* Start LISTED ENTRIES *

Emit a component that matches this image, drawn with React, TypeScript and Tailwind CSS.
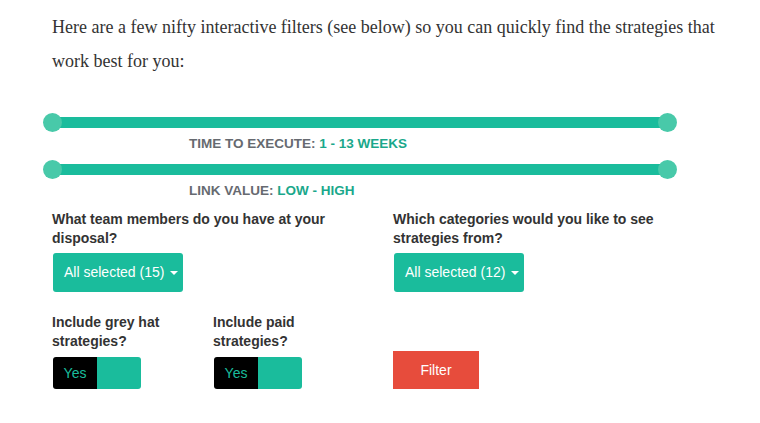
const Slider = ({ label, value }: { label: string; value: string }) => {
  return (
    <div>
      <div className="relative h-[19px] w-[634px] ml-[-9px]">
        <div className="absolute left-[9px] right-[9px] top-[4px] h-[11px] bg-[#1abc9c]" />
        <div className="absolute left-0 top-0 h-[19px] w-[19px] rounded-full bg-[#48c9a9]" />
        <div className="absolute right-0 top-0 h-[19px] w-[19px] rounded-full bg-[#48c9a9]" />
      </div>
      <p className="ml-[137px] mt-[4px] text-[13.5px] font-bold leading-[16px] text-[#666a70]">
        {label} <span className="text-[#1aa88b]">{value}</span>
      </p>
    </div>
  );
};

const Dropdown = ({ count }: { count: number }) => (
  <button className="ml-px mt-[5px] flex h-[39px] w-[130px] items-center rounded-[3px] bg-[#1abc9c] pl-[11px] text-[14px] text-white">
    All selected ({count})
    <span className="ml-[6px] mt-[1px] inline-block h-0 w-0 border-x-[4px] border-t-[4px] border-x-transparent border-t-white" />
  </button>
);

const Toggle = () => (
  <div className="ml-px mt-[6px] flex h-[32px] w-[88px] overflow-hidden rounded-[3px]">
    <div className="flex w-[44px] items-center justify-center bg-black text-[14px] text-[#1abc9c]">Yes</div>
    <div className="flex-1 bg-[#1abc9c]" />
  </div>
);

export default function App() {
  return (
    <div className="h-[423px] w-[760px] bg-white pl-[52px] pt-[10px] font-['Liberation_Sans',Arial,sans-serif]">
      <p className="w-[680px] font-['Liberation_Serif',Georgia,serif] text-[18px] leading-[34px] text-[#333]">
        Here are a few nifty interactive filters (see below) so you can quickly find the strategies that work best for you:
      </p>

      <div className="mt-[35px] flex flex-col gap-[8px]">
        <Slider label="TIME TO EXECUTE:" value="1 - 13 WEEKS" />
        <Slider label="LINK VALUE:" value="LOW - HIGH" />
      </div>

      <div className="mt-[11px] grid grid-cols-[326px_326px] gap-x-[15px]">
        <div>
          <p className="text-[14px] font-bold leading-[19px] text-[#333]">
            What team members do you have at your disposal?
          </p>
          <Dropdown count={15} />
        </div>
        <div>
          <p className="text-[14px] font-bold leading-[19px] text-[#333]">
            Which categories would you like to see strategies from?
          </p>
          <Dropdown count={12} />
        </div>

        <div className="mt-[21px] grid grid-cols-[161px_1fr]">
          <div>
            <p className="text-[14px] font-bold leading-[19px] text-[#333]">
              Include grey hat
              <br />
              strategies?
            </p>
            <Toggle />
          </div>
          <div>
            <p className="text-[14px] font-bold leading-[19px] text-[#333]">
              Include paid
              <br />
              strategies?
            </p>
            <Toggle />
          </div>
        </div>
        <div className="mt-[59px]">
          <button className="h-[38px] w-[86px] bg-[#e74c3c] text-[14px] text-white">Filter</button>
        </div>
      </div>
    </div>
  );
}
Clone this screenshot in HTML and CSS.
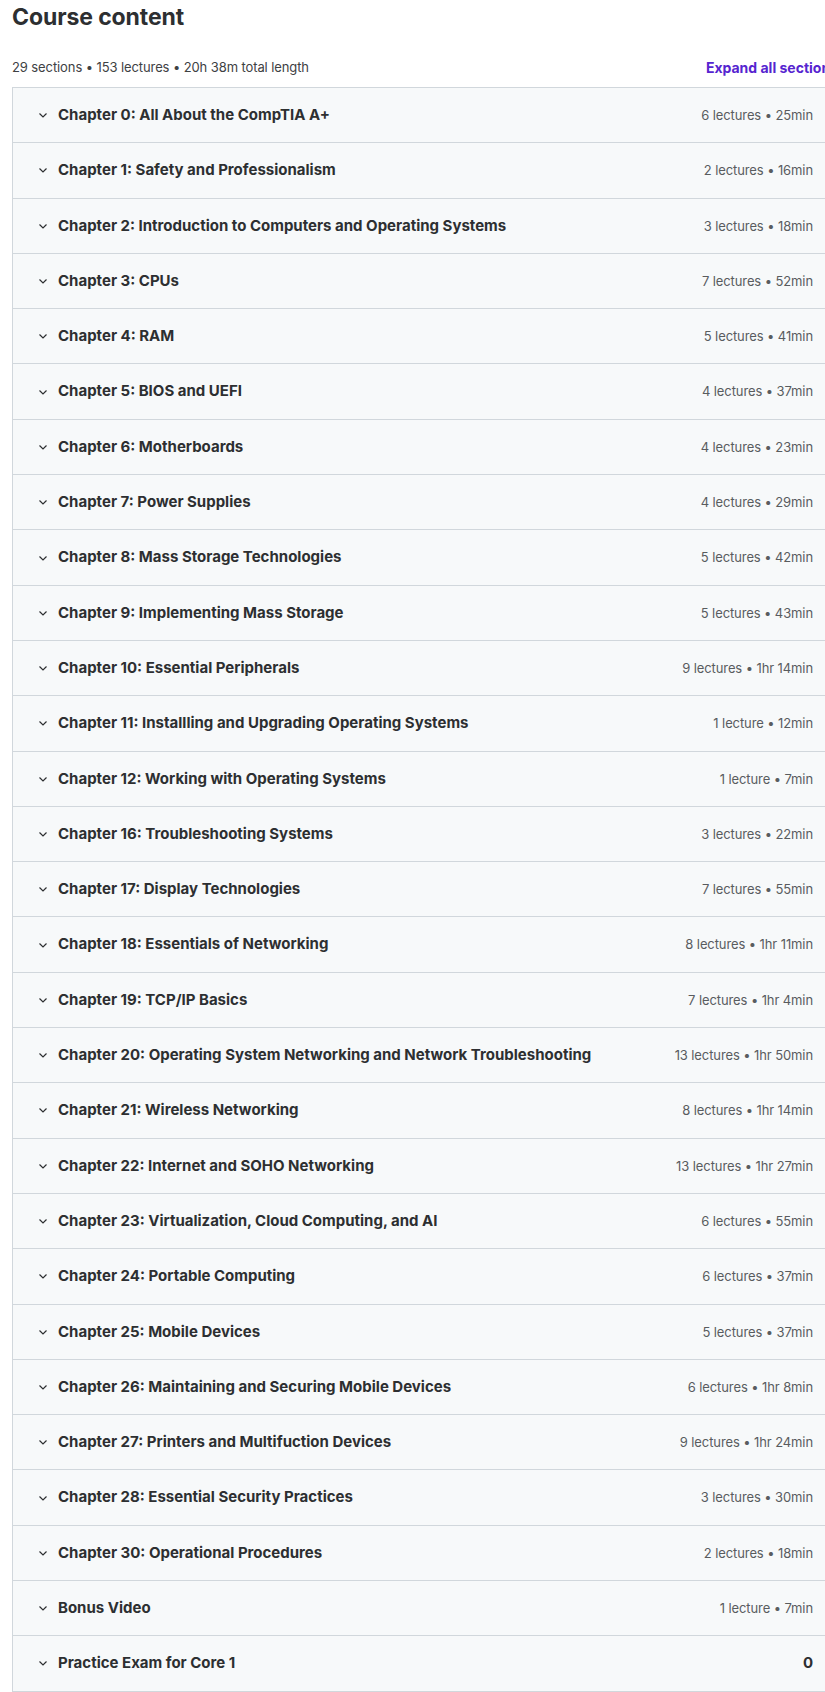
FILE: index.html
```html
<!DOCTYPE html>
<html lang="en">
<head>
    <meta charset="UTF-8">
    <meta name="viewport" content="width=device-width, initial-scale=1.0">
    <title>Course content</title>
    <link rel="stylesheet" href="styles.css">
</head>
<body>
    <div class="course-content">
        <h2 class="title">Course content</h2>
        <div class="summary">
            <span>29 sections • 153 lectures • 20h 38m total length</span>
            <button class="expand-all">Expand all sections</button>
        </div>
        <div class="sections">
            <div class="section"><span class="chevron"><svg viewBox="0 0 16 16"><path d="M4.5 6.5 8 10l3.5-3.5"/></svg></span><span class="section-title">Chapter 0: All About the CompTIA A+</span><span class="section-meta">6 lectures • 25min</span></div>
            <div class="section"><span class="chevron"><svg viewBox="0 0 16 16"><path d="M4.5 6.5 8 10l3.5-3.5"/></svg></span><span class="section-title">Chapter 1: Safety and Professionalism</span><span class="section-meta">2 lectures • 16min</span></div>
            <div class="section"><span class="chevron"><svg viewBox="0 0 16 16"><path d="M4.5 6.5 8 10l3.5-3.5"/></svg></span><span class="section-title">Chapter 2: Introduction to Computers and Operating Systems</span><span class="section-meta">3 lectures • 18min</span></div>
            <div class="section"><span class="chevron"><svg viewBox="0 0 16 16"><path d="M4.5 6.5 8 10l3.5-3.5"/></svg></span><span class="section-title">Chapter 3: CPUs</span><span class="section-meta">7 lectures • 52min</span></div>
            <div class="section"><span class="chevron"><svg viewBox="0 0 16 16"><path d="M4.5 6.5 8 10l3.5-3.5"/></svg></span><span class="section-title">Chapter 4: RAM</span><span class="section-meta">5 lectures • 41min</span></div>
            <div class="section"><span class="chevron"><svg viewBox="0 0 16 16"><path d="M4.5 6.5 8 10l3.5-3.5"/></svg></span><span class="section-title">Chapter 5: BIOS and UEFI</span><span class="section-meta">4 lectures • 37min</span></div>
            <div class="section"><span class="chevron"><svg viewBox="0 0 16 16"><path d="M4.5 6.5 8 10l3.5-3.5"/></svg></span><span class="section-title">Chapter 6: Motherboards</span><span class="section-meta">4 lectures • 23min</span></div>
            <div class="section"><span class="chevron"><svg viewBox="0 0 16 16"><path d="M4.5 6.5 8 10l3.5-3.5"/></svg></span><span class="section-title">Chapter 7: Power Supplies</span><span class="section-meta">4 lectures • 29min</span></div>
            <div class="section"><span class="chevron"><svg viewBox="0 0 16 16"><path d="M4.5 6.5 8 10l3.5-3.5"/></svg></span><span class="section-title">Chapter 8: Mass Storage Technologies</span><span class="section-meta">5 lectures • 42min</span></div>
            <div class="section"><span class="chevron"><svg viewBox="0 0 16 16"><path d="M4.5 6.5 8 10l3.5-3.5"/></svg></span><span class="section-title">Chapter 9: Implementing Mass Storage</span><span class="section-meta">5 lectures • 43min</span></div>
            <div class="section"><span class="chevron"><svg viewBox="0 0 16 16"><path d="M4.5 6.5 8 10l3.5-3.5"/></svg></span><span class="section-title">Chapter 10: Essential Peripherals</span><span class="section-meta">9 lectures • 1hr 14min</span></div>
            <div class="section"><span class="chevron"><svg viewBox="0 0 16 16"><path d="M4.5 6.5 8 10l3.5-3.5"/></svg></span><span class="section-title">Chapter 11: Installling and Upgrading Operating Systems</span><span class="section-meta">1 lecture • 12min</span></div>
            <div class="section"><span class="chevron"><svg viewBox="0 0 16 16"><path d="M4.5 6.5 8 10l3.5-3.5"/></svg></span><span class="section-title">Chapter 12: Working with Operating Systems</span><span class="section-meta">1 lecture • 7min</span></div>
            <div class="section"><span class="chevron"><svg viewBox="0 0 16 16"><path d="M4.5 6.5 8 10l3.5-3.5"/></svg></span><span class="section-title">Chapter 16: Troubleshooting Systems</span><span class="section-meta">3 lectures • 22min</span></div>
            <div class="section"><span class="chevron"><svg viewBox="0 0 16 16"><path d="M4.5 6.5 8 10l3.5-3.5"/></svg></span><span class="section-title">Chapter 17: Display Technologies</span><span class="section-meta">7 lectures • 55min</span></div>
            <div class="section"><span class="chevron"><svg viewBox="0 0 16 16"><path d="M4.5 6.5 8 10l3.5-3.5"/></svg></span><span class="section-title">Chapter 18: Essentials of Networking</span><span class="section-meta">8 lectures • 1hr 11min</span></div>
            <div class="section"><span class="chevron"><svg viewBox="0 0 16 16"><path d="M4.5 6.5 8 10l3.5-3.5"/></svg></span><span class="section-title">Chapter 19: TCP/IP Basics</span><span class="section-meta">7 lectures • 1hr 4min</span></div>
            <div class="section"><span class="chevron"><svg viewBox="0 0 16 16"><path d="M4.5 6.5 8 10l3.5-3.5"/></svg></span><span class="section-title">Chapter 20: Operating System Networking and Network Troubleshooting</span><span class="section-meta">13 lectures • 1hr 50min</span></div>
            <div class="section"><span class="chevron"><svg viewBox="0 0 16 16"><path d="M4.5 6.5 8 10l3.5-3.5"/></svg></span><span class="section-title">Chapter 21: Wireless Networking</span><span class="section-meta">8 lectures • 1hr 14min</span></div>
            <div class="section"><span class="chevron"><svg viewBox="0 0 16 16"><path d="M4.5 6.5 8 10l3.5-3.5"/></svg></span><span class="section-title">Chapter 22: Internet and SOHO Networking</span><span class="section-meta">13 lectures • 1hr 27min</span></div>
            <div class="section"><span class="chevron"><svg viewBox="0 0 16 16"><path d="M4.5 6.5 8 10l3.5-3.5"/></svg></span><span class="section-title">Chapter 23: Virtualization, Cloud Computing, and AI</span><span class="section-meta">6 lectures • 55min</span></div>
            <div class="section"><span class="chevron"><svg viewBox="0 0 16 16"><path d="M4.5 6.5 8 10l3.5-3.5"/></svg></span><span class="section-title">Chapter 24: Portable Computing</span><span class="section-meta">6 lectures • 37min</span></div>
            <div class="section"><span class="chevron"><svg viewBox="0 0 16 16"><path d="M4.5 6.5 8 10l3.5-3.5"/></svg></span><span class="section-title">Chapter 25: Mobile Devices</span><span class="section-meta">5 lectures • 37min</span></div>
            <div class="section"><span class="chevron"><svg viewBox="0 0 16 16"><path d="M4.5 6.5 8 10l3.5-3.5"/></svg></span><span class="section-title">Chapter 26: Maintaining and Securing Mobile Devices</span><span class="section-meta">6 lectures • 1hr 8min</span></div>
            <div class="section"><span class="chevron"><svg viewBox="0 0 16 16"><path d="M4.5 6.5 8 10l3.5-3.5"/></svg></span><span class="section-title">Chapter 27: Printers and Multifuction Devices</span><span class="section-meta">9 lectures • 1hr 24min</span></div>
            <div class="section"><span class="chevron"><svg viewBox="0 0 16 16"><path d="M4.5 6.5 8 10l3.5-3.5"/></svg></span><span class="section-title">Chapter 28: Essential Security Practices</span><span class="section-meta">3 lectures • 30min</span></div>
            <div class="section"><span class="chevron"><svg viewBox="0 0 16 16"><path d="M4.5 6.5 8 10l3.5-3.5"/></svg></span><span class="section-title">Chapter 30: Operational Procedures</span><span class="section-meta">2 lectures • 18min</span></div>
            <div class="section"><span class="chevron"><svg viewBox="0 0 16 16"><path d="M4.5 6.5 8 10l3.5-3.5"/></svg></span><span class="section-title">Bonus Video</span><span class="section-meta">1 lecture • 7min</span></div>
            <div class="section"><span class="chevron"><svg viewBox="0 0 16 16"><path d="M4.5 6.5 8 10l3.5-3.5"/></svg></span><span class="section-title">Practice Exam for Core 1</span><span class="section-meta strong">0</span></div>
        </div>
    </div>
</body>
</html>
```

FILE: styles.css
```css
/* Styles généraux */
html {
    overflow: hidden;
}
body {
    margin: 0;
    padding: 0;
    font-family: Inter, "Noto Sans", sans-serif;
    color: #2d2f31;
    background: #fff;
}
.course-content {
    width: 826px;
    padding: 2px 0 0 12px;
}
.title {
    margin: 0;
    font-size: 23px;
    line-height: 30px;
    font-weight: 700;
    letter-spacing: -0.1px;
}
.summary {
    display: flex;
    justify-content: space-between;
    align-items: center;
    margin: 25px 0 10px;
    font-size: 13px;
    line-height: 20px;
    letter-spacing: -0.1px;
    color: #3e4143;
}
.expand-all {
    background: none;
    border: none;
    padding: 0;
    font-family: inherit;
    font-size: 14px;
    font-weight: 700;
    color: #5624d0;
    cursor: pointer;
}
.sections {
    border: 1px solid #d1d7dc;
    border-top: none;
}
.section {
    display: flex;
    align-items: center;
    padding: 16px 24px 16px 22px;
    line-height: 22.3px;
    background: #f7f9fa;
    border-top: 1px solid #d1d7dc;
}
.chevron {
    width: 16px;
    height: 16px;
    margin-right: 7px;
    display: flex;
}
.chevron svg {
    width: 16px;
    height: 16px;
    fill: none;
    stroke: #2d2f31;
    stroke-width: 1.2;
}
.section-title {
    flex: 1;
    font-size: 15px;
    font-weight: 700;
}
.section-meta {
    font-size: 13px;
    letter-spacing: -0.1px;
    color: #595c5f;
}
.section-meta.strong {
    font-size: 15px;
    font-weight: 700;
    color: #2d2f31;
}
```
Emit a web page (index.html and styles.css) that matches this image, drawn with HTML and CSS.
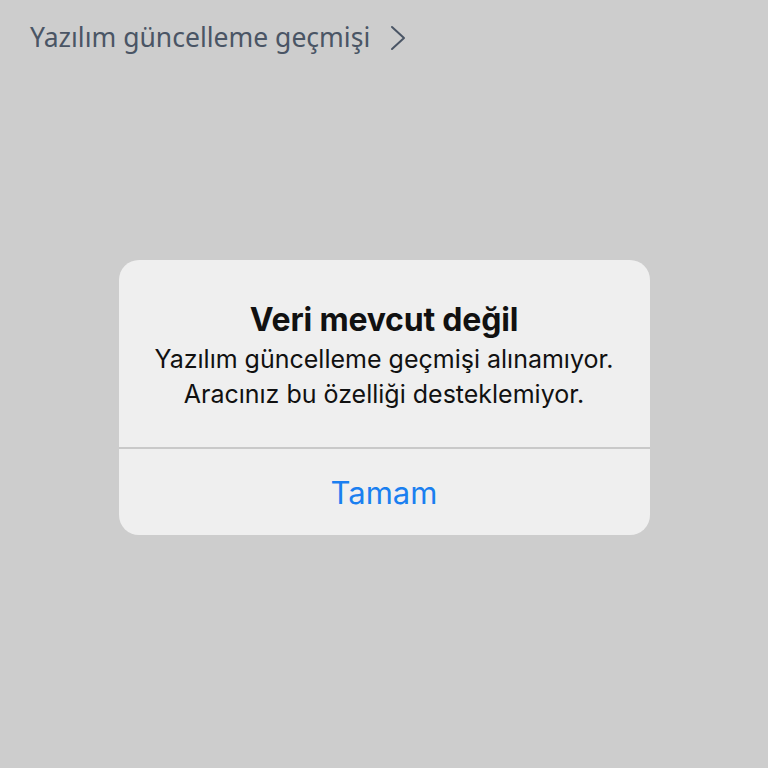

* End LISTED ENTRIES *

§ **WRITTEN TASK**
From the data above, copy each line that has the string "with".

§ **RESPONSE FOR THIS EXERCISE**
Emit a component that matches this image, drawn with React, TypeScript and Tailwind CSS.
            <div class="section"><span class="chevron"><svg viewBox="0 0 16 16"><path d="M4.5 6.5 8 10l3.5-3.5"/></svg></span><span class="section-title">Chapter 12: Working with Operating Systems</span><span class="section-meta">1 lecture • 7min</span></div>
Emit a web page (index.html and styles.css) that matches this image, drawn with HTML and CSS.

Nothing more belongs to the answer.